Few-Shot Diffusion Models
Giorgio Giannone, Didrik Nielsen, Ole Winther
TL;DR
Few-Shot Diffusion Models (FSDM) introduce a set-conditioned diffusion framework that learns a context from a small support set X via a ViT-based set encoder to guide a conditional DDPM. By fusing the context c into the diffusion path through FiLM or cross-attention-based mechanisms, FSDM enables high-quality few-shot generation and transfer to new datasets, with faster convergence and improved conditioning than prior baselines. The approach is validated across diverse datasets, showing superior denoising and generation metrics, effective cross-dataset transfer, and favorable comparisons to test-time conditioning methods. A variational extension (VFSDM) is explored but found more challenging to train, highlighting the practical strength of deterministic set-conditioned conditioning. Overall, FSDM demonstrates a scalable, expressive method for rapid adaptation of diffusion models to novel concepts from limited examples, with broad applicability to different modalities via patch-based tokenization.
Abstract
Denoising diffusion probabilistic models (DDPM) are powerful hierarchical latent variable models with remarkable sample generation quality and training stability.
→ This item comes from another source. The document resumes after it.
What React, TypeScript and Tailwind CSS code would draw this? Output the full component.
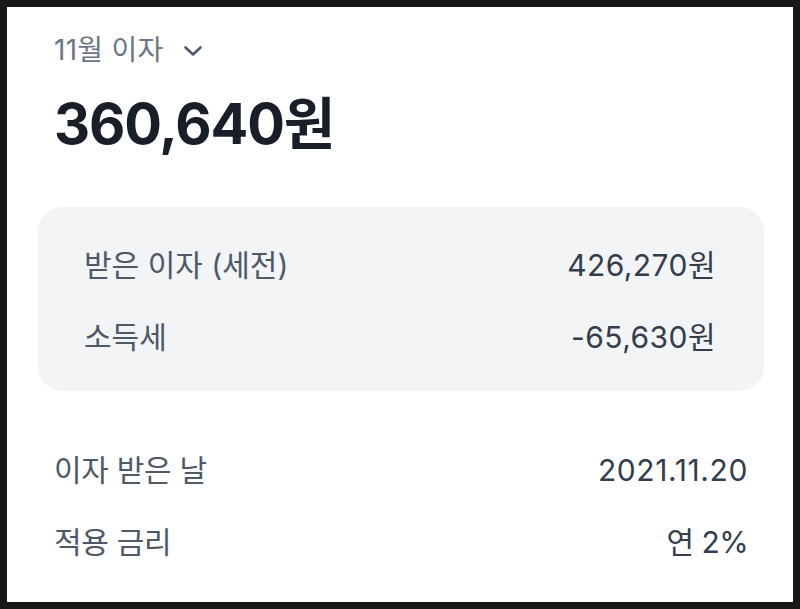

These properties can be attributed to parameter sharing in the generative hierarchy, as well as a parameter-free diffusion-based inference procedure. In this paper, we present Few-Shot Diffusion Models (FSDM), a framework for few-shot generation leveraging conditional DDPMs. FSDMs are trained to adapt the generative process conditioned on a small set of images from a given class by aggregating image patch information using a set-based Vision Transformer (ViT). At test time, the model is able to generate samples from previously unseen classes conditioned on as few as 5 samples from that class. We empirically show that FSDM can perform few-shot generation and transfer to new datasets. We benchmark variants of our method on complex vision datasets for few-shot learning and compare to unconditional and conditional DDPM baselines. Additionally, we show how conditioning the model on patch-based input set information improves training convergence.